Saturday morning’s Asahi front-paged its initial prediction for the Oct. 22 general election based on the results of a nationwide public opinion poll and field surveys, claiming that the ruling coalition of the LDP and the Komeito party is likely to capture almost 300 of the 465 seats up for grabs. Most ruling party candidates are apparently waging strong campaigns both in single-seat constituencies and proportional representation. The Party of Hope led by Tokyo Governor Koike and its partner the Japan Innovation Party are having a tough time even in their respective home territories of Tokyo and Osaka, with many of their candidates being outperformed by LDP rivals.
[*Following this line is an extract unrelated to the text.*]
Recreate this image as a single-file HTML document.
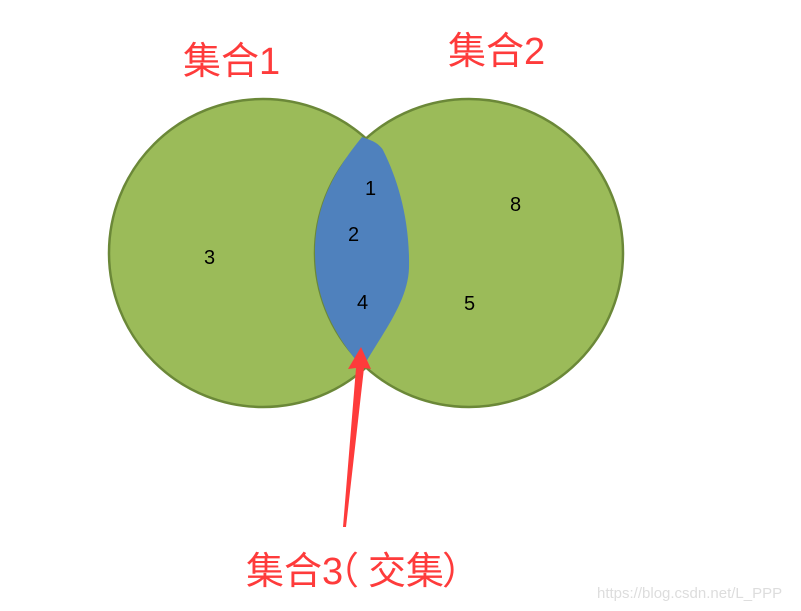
<!DOCTYPE html>
<html><head><meta charset="utf-8"><style>
html,body{margin:0;padding:0;background:#fff;width:801px;height:611px;overflow:hidden}
svg{display:block}
.t{font-family:"Liberation Sans","Noto Sans CJK SC",sans-serif;fill:#fe3b3b}
.n{font-family:"Liberation Sans","DejaVu Sans",sans-serif;font-size:20px;fill:#000}
</style></head><body>
<svg width="801" height="611" viewBox="0 0 801 611">
<circle cx="263" cy="253" r="154" fill="#9bbb59" stroke="#6b8838" stroke-width="2.5"/>
<circle cx="469" cy="253" r="154" fill="#9bbb59" stroke="#6b8838" stroke-width="2.5"/>
<path d="M362,137 C370,140 378,142 383,150 C398,180 410,220 409,268 C408,300 385,330 366,362 L360,365 C335,335 315,300 315,253 C315,205 335,170 362,137 Z" fill="#4f81bd"/>
<text class="n" x="365" y="195">1</text>
<text class="n" x="348" y="241">2</text>
<text class="n" x="357" y="309">4</text>
<text class="n" x="204" y="264">3</text>
<text class="n" x="510" y="211">8</text>
<text class="n" x="464" y="310">5</text>
<polygon points="361,347 371,369 364,368 346,527 343,527 356,368 348,369" fill="#fe3b3b"/>
<text class="t" x="183" y="74" font-size="38">集合1</text>
<text class="t" x="448" y="64" font-size="38">集合2</text>
<text class="t" font-size="38" y="584"><tspan x="246">集合3</tspan><tspan x="321">（</tspan><tspan x="368">交集</tspan><tspan x="442">）</tspan></text>
<text x="597" y="598" font-family="Liberation Sans,sans-serif" font-size="15" fill="#ddd">https://blog.csdn.net/L_PPP</text>
</svg>
</body></html>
On the other hand, the Constitutional Democratic Party of Japan (CDPJ) is expected to win as many as 40 seats, up more than 25 from the current 15 who used to belong to the Democratic Party.
The daily attributed the LDP’s strong performance to the “balkanization” of opposition parties, explaining that while the public appears to be equally divided in their views on the Abe administration’s accomplishments over the past five years, voters who voiced disapproval of the premier were split into four groups when asked which party they will vote for in proportional representation. Almost 30% chose the CDPJ, followed by the Party of Hope (25%), the LDP (19%), and the Japanese Communist Party (14%). The paper also said that in 70% of the 162 single-seat districts where the LDP, the Party of Hope, and the CDPJ each fielded their own candidates, the LDP candidates are waging solid campaigns.
Today’s Mainichi also gave top play to its election projection, noting that while the ruling coalition is bound to win more than 300 seats, the Party of Hope appears to be losing ground. As the CDPJ’s campaign appears to be picking up additional momentum, the daily forecast that the liberal party may capture the largest number of seats in proportional representation within the opposition bloc. The Japanese Communist Party may lose several of its seats given that more voters critical of the Abe administration are apparently inclined to support the CDPJ. The daily added that according to its latest opinion poll, voters who want Prime Minister Abe to resign outnumbered those who want him to stay on, at 47% to 37%.
Meanwhile, according to the latest opinion poll taken by Jiji Press, some 31% of the Japanese public said they would vote for the LDP in proportional representation, followed by the Party of Hope with almost 12%. Support for the Abe cabinet stood at 37.1%, down 4.7 points from last month, whereas nonsupport was 41.8%, up 5.1 points.